12. The method of claim 11, wherein the database originates from data obtained from previous downhole measurements.

13. The method of claim 11, wherein the database originates from data obtained from previous surface measurements after downhole sampling.

14. The method of claim 11, wherein the database originates from data obtained from published data.

15. The method of claim 1, wherein at least one of the measured reservoir fluid compressibility, density, viscosity, and bubble point pressure is an input to a model to calculate the oil formation volume factor (FVF).

16. The method of claim 1, wherein at least one of the measured reservoir fluid compressibility, density, viscosity, and bubble point pressure is an input to a model to calculate the gas to oil ratio (GOR).
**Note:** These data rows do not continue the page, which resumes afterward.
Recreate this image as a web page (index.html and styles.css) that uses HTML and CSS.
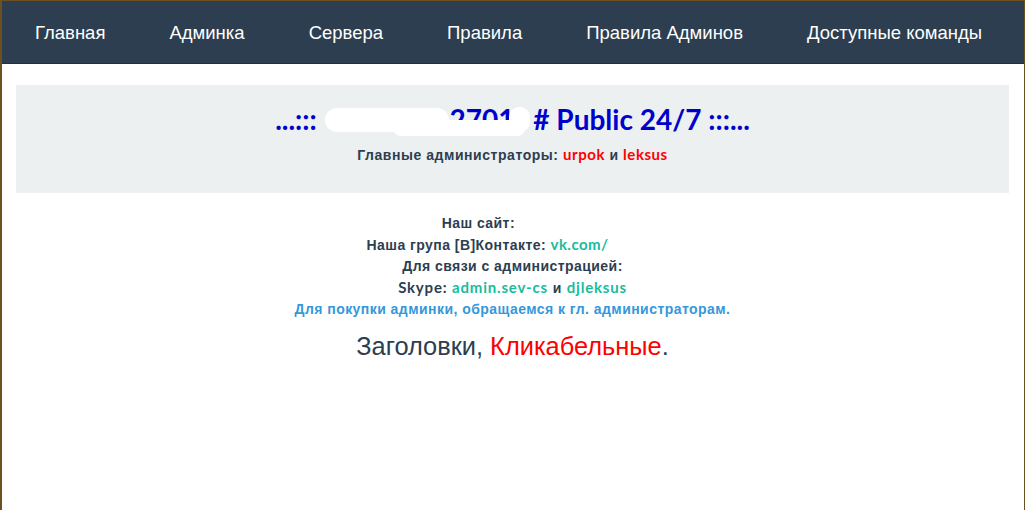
FILE: index.html
```html
<!DOCTYPE html>
<html lang="ru">
<head>
<meta charset="utf-8">
<title>Public 24/7</title>
<link rel="stylesheet" href="styles.css">
</head>
<body>
<div class="frame">
  <nav class="navbar">
    <a href="#">Главная</a>
    <a href="#">Админка</a>
    <a href="#">Сервера</a>
    <a href="#">Правила</a>
    <a href="#">Правила Админов</a>
    <a href="#">Доступные команды</a>
  </nav>
  <main class="container">
    <section class="jumbo">
      <h1 class="title"><span class="title-text">...::: <span class="hidden-name"></span>2701<span class="hidden-tail"></span> # Public 24/7 :::...<span class="blob blob-a"></span><span class="blob blob-b"></span><span class="blob blob-c"></span></span></h1>
      <p class="admins">Главные администраторы: <span class="lat red">urpok</span> и <span class="lat red">leksus</span></p>
    </section>
    <section class="info">
      <p>Наш сайт: <span class="pad-a"></span></p>
      <p>Наша група [В]Контакте: <a class="lat teal" href="#">vk.com/</a><span class="pad-b"></span></p>
      <p>Для связи с администрацией:</p>
      <p class="skype"><span class="lat">Skype:</span> <span class="lat teal">admin.sev-cs</span> и <span class="lat teal">djleksus</span></p>
      <p class="blue">Для покупки админки, обращаемся к гл. администраторам.</p>
    </section>
    <h2 class="headline">Заголовки, <span class="red">Кликабельные</span>.</h2>
  </main>
</div>
</body>
</html>
```

FILE: styles.css
```css
html, body {
  margin: 0;
  padding: 0;
  background: #ffffff;
}

.frame {
  box-sizing: border-box;
  min-height: 510px;
  border-top: 1px solid #6e4f1f;
  border-left: 2px solid #6e4f1f;
  border-right: 1px solid #6e4f1f;
  font-family: "Liberation Sans", Arial, sans-serif;
  color: #2c3e50;
}

.lat {
  font-family: Lato, "Liberation Sans", sans-serif;
  font-size: 15px;
}

.navbar {
  box-sizing: border-box;
  display: flex;
  align-items: center;
  height: 63px;
  padding: 2px 0 0 1px;
  background: #2c3e50;
  border-bottom: 1px solid #22303e;
}

.navbar a {
  padding: 0 32px;
  font-size: 18.5px;
  color: #ffffff;
  text-decoration: none;
}

.container {
  padding: 21px 15px 0 14px;
}

.jumbo {
  box-sizing: border-box;
  height: 108px;
  padding-top: 19px;
  background: #ecf0f1;
  text-align: center;
}

.title {
  margin: 0;
  font-family: Lato, sans-serif;
  font-weight: 700;
  font-size: 28px;
  line-height: 31px;
  color: #0000cd;
}

.title-text {
  position: relative;
  display: inline-block;
}

.hidden-name {
  display: inline-block;
  width: 126px;
}

.hidden-tail {
  display: inline-block;
  width: 12px;
}

.blob {
  position: absolute;
  background: #ffffff;
}

.blob-a {
  left: 50px;
  top: 4px;
  width: 124px;
  height: 24px;
  border-radius: 12px;
}

.blob-b {
  left: 118px;
  top: 16px;
  width: 132px;
  height: 16px;
  border-radius: 8px;
}

.blob-c {
  left: 234px;
  top: 3px;
  width: 21px;
  height: 25px;
  border-radius: 10px;
}

.admins {
  margin: 9px 0 0;
  font-size: 14px;
  font-weight: 700;
  line-height: 20px;
  letter-spacing: 0.55px;
}

.red {
  color: #ff0000;
}

.teal {
  color: #18bc9c;
  text-decoration: none;
}

.blue {
  color: #3498db;
}

.info {
  margin-top: 20px;
  text-align: center;
  font-size: 14px;
  font-weight: 700;
  line-height: 21px;
  letter-spacing: 0.45px;
}

.info p {
  margin: 0;
}

.info .skype {
  letter-spacing: 0.8px;
}

.pad-a {
  display: inline-block;
  width: 64px;
}

.pad-b {
  display: inline-block;
  width: 50px;
}

.headline {
  margin: 13px 0 0;
  text-align: center;
  font-weight: 400;
  font-size: 25.4px;
  line-height: 27px;
  color: #2c3e50;
}
```
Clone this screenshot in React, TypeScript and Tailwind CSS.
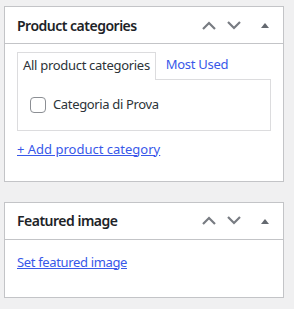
import { ReactNode } from 'react';

const font = { fontFamily: '"Noto Sans", "Open Sans", sans-serif' };

function ChevronUp() {
  return (
    <svg width="14" height="9" viewBox="0 0 14 9" fill="none">
      <path d="M1 8 L7 2 L13 8" stroke="#787c82" strokeWidth="2.2" />
    </svg>
  );
}

function ChevronDown() {
  return (
    <svg width="14" height="9" viewBox="0 0 14 9" fill="none">
      <path d="M1 1 L7 7 L13 1" stroke="#787c82" strokeWidth="2.2" />
    </svg>
  );
}

function Caret() {
  return (
    <svg width="8" height="6" viewBox="0 0 8 6">
      <path d="M0 6 L4 1 L8 6 Z" fill="#646970" />
    </svg>
  );
}

interface BoxProps {
  title: string;
  children: ReactNode;
}

function Postbox({ title, children }: BoxProps) {
  return (
    <div className="w-[280px] border border-[#c3c4c7] bg-white">
      <div className="flex h-[37px] items-center border-b border-[#c3c4c7]">
        <h2 className="flex-1 pl-3 text-[14px] font-semibold tracking-[-0.5px] text-[#1d2327]">{title}</h2>
        <button className="flex h-[36px] w-[24px] items-center justify-center">
          <ChevronUp />
        </button>
        <button className="flex h-[36px] w-[26px] items-center justify-center">
          <ChevronDown />
        </button>
        <button className="flex h-[36px] w-[36px] items-center justify-center">
          <Caret />
        </button>
      </div>
      {children}
    </div>
  );
}

export default function App() {
  return (
    <div className="min-h-[309px] bg-[#f0f0f1] pl-1 pt-[6px]" style={font}>
      <Postbox title="Product categories">
        <div className="px-3 pb-[22px] pt-2">
          <div className="flex items-end text-[13px] tracking-[-0.3px]">
            <div className="relative -mb-px border border-b-0 border-[#dcdcde] bg-white px-[5px] pb-[4px] pt-[3px] text-[#2c3338]">
              All product categories
            </div>
            <div className="ml-[10px] pb-[4px] pt-[3px] text-[#3858e9]">Most Used</div>
          </div>
          <div className="flex h-[52px] items-center border border-[#dcdcde] pl-3">
            <span className="h-4 w-4 rounded-[4px] border border-[#8c8f94] bg-white" />
            <span className="ml-[7px] text-[13px] tracking-[-0.35px] text-[#2c3338]">Categoria di Prova</span>
          </div>
          <a href="#" className="mt-[8px] block text-[13px] leading-5 text-[#3858e9] underline">
            + Add product category
          </a>
        </div>
      </Postbox>
      <div className="h-5" />
      <Postbox title="Featured image">
        <div className="px-3 pb-[25px] pt-[12px]">
          <a href="#" className="block text-[13px] leading-5 tracking-[-0.35px] text-[#3858e9] underline">
            Set featured image
          </a>
        </div>
      </Postbox>
    </div>
  );
}
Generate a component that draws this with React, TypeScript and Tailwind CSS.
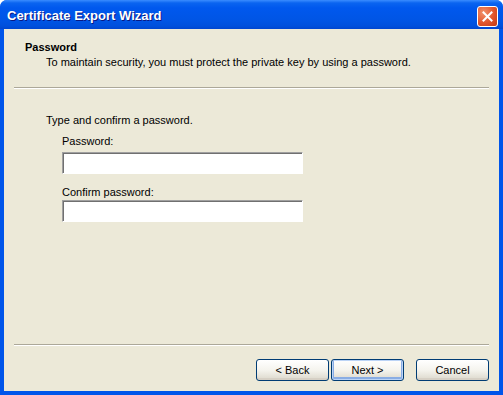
import React from "react";

function Sep() {
  return (
    <div className="mx-[10px] h-[2px] border-t border-[#ACA899] border-b border-b-white" />
  );
}

function Input() {
  return (
    <div className="ml-[58px] w-[241px] h-[22px] bg-white border border-t-[#A0A0A0] border-l-[#A0A0A0] border-r-white border-b-white shadow-[inset_1px_1px_0_#707070]" />
  );
}

function Btn({ label, def }: { label: string; def?: boolean }) {
  return (
    <div
      className={
        "w-[73px] h-[22px] rounded-[3px] border border-[#003C74] flex items-center justify-center text-[11px] text-black bg-gradient-to-b from-white via-[#F5F4EE] to-[#DCD8CC] " +
        (def ? "shadow-[inset_0_0_0_1px_#BCD4F6,inset_0_-1px_0_2px_#89ADE4]" : "shadow-[inset_0_-2px_0_#D6D0C5]")
      }
    >
      {label}
    </div>
  );
}

export default function App() {
  return (
    <div
      className="w-[503px] h-[395px] bg-[#0055EA] rounded-t-[7px] overflow-hidden flex flex-col"
      style={{ fontFamily: '"Liberation Sans", Arial, sans-serif' }}
    >
      <div className="h-[29px] shrink-0 flex items-center justify-between pl-[7px] pr-[5px] bg-[linear-gradient(to_bottom,#3A8CFF_0px,#0A64F0_3px,#0058EE_8px,#0055E5_20px,#0050DC_26px,#0046D0_29px)]">
        <span className="text-white font-bold text-[13px] pt-[2px] [text-shadow:1px_1px_0_#0A1883]">
          Certificate Export Wizard
        </span>
        <div className="w-[21px] h-[21px] mt-[3px] rounded-[3px] border border-white bg-[radial-gradient(circle_at_30%_30%,#F2926C,#E0552C_55%,#C23A14)] flex items-center justify-center">
          <svg width="11" height="11" viewBox="0 0 11 11">
            <path d="M1.5 1.5 L9.5 9.5 M9.5 1.5 L1.5 9.5" stroke="white" strokeWidth="2" strokeLinecap="square" />
          </svg>
        </div>
      </div>
      <div className="flex-1 mx-[4px] mb-[4px] bg-[#ECE9D8] flex flex-col text-[11px] text-black leading-[13px]">
        <div className="h-[58px] pt-[12px] shrink-0">
          <div className="ml-[21px] font-bold">Password</div>
          <div className="ml-[42px] mt-[2px]">
            To maintain security, you must protect the private key by using a password.
          </div>
        </div>
        <Sep />
        <div className="pt-[25px] flex-1">
          <div className="ml-[42px]">Type and confirm a password.</div>
          <div className="ml-[58px] mt-[8px]">Password:</div>
          <div className="mt-[4px]"><Input /></div>
          <div className="ml-[58px] mt-[12px]">Confirm password:</div>
          <div className="mt-[1px]"><Input /></div>
        </div>
        <Sep />
        <div className="h-[45px] flex items-start pt-[13px] pl-[252px]">
          <Btn label="< Back" />
          <div className="w-[2px]" />
          <Btn label="Next >" def />
          <div className="w-[12px]" />
          <Btn label="Cancel" />
        </div>
      </div>
    </div>
  );
}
17. The method of claim 1, wherein at least one of the measured reservoir fluid compressibility, density, viscosity, and bubble point pressure is an input to a model to calculate the oil formation volume factor (FVF) in real time.

18. The method of claim 1, wherein at least one of the measured reservoir fluid compressibility, density, viscosity, and bubble point pressure is an input to a model to calculate the gas to oil ratio (GOR) in real time.

19. The method of claim 1, wherein at least one of the measured reservoir fluid compressibility, density, viscosity, and bubble point pressure is an input to a model to calculate the oil formation volume factor (FVF) in real time, wherein the model is trained at least in part from previous data stored at least in part in a database.

20. The method of claim 1, wherein at least one of the measured reservoir fluid compressibility, density, viscosity, and bubble point pressure is an input to a model to calculate the gas to oil ratio (GOR) in real time, wherein the model is trained at least in part from previous data stored at least in part in a database.